[start INFORMATION GIVEN]

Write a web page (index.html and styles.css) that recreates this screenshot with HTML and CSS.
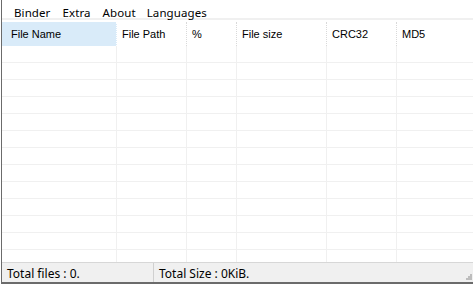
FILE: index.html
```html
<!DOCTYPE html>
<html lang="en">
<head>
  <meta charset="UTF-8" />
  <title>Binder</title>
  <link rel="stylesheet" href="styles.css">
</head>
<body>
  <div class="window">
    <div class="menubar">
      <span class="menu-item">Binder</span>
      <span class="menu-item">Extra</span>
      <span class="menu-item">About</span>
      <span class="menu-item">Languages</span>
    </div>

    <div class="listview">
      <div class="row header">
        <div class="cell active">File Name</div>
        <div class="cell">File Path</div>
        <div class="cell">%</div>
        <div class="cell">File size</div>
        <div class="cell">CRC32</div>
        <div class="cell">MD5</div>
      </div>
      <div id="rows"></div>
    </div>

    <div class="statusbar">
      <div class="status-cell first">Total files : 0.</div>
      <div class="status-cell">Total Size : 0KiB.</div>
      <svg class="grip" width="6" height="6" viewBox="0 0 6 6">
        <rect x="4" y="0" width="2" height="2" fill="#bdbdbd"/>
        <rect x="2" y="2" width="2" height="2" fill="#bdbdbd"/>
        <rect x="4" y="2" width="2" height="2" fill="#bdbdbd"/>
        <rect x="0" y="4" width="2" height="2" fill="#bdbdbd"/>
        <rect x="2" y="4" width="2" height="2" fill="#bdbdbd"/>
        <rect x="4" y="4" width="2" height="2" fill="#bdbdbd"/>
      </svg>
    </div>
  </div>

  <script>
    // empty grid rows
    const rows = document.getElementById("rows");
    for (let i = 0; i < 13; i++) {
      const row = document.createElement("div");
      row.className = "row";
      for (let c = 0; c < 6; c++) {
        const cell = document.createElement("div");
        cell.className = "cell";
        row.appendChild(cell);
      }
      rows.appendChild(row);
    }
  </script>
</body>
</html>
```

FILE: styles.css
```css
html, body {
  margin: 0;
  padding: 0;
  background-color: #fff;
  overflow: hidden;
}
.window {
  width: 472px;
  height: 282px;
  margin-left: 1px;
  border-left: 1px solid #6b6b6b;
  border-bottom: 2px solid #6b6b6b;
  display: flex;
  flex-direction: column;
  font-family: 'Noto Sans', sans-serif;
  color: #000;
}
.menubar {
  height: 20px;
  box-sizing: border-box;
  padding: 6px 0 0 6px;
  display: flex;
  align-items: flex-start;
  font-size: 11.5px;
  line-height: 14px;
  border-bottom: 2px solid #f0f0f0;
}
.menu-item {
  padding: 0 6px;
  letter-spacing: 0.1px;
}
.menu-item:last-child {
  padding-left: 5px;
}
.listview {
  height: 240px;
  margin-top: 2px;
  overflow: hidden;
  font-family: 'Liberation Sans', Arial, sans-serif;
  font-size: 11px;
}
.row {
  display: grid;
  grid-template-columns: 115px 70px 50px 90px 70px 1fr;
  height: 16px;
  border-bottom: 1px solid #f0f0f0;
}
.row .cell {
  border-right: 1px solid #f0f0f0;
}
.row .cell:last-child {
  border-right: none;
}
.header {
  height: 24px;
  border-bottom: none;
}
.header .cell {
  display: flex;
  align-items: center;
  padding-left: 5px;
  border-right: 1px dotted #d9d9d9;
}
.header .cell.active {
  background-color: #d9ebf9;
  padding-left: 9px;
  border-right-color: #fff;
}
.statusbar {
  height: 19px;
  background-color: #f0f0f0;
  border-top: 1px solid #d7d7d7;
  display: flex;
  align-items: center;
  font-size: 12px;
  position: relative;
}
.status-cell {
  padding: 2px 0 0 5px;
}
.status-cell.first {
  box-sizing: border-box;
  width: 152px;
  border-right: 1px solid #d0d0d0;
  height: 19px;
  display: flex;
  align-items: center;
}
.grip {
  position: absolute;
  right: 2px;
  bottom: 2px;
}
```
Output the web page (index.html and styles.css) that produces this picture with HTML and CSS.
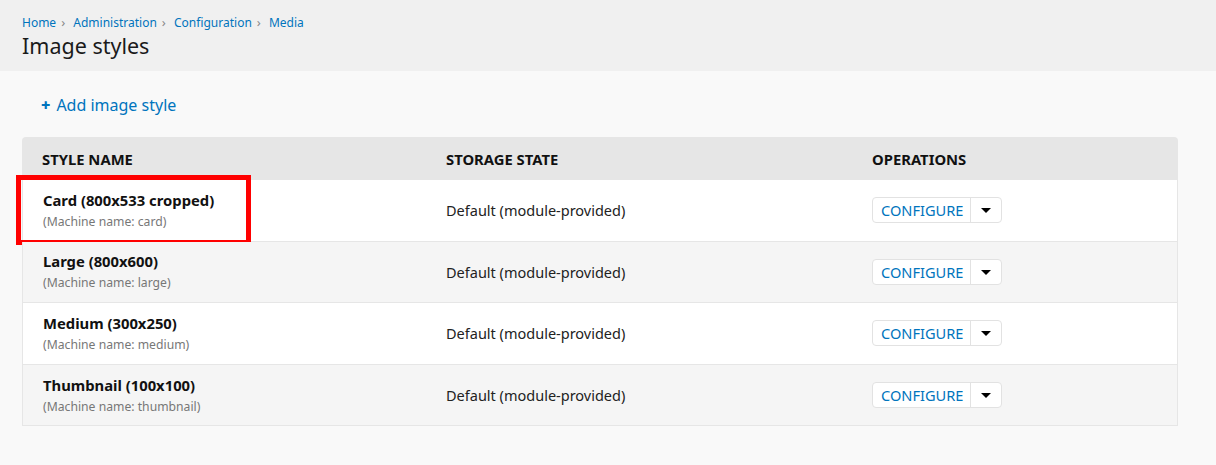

[end INFORMATION GIVEN]

PROBLEM TO WORK ON —
Repeat each record exactly as shown above, dropping all images.

TASK ANSWER —
Write a web page (index.html and styles.css) that recreates this screenshot with HTML and CSS.
FILE: index.html
```html
<!DOCTYPE html>
<html lang="en">
<head>
  <meta charset="UTF-8" />
  <title>Binder</title>
  <link rel="stylesheet" href="styles.css">
</head>
<body>
  <div class="window">
    <div class="menubar">
      <span class="menu-item">Binder</span>
      <span class="menu-item">Extra</span>
      <span class="menu-item">About</span>
      <span class="menu-item">Languages</span>
    </div>

    <div class="listview">
      <div class="row header">
        <div class="cell active">File Name</div>
        <div class="cell">File Path</div>
        <div class="cell">%</div>
        <div class="cell">File size</div>
        <div class="cell">CRC32</div>
        <div class="cell">MD5</div>
      </div>
      <div id="rows"></div>
    </div>

    <div class="statusbar">
      <div class="status-cell first">Total files : 0.</div>
      <div class="status-cell">Total Size : 0KiB.</div>
      <svg class="grip" width="6" height="6" viewBox="0 0 6 6">
        <rect x="4" y="0" width="2" height="2" fill="#bdbdbd"/>
        <rect x="2" y="2" width="2" height="2" fill="#bdbdbd"/>
        <rect x="4" y="2" width="2" height="2" fill="#bdbdbd"/>
        <rect x="0" y="4" width="2" height="2" fill="#bdbdbd"/>
        <rect x="2" y="4" width="2" height="2" fill="#bdbdbd"/>
        <rect x="4" y="4" width="2" height="2" fill="#bdbdbd"/>
      </svg>
    </div>
  </div>

  <script>
    // empty grid rows
    const rows = document.getElementById("rows");
    for (let i = 0; i < 13; i++) {
      const row = document.createElement("div");
      row.className = "row";
      for (let c = 0; c < 6; c++) {
        const cell = document.createElement("div");
        cell.className = "cell";
        row.appendChild(cell);
      }
      rows.appendChild(row);
    }
  </script>
</body>
</html>
```

FILE: styles.css
```css
html, body {
  margin: 0;
  padding: 0;
  background-color: #fff;
  overflow: hidden;
}
.window {
  width: 472px;
  height: 282px;
  margin-left: 1px;
  border-left: 1px solid #6b6b6b;
  border-bottom: 2px solid #6b6b6b;
  display: flex;
  flex-direction: column;
  font-family: 'Noto Sans', sans-serif;
  color: #000;
}
.menubar {
  height: 20px;
  box-sizing: border-box;
  padding: 6px 0 0 6px;
  display: flex;
  align-items: flex-start;
  font-size: 11.5px;
  line-height: 14px;
  border-bottom: 2px solid #f0f0f0;
}
.menu-item {
  padding: 0 6px;
  letter-spacing: 0.1px;
}
.menu-item:last-child {
  padding-left: 5px;
}
.listview {
  height: 240px;
  margin-top: 2px;
  overflow: hidden;
  font-family: 'Liberation Sans', Arial, sans-serif;
  font-size: 11px;
}
.row {
  display: grid;
  grid-template-columns: 115px 70px 50px 90px 70px 1fr;
  height: 16px;
  border-bottom: 1px solid #f0f0f0;
}
.row .cell {
  border-right: 1px solid #f0f0f0;
}
.row .cell:last-child {
  border-right: none;
}
.header {
  height: 24px;
  border-bottom: none;
}
.header .cell {
  display: flex;
  align-items: center;
  padding-left: 5px;
  border-right: 1px dotted #d9d9d9;
}
.header .cell.active {
  background-color: #d9ebf9;
  padding-left: 9px;
  border-right-color: #fff;
}
.statusbar {
  height: 19px;
  background-color: #f0f0f0;
  border-top: 1px solid #d7d7d7;
  display: flex;
  align-items: center;
  font-size: 12px;
  position: relative;
}
.status-cell {
  padding: 2px 0 0 5px;
}
.status-cell.first {
  box-sizing: border-box;
  width: 152px;
  border-right: 1px solid #d0d0d0;
  height: 19px;
  display: flex;
  align-items: center;
}
.grip {
  position: absolute;
  right: 2px;
  bottom: 2px;
}
```
Output the web page (index.html and styles.css) that produces this picture with HTML and CSS.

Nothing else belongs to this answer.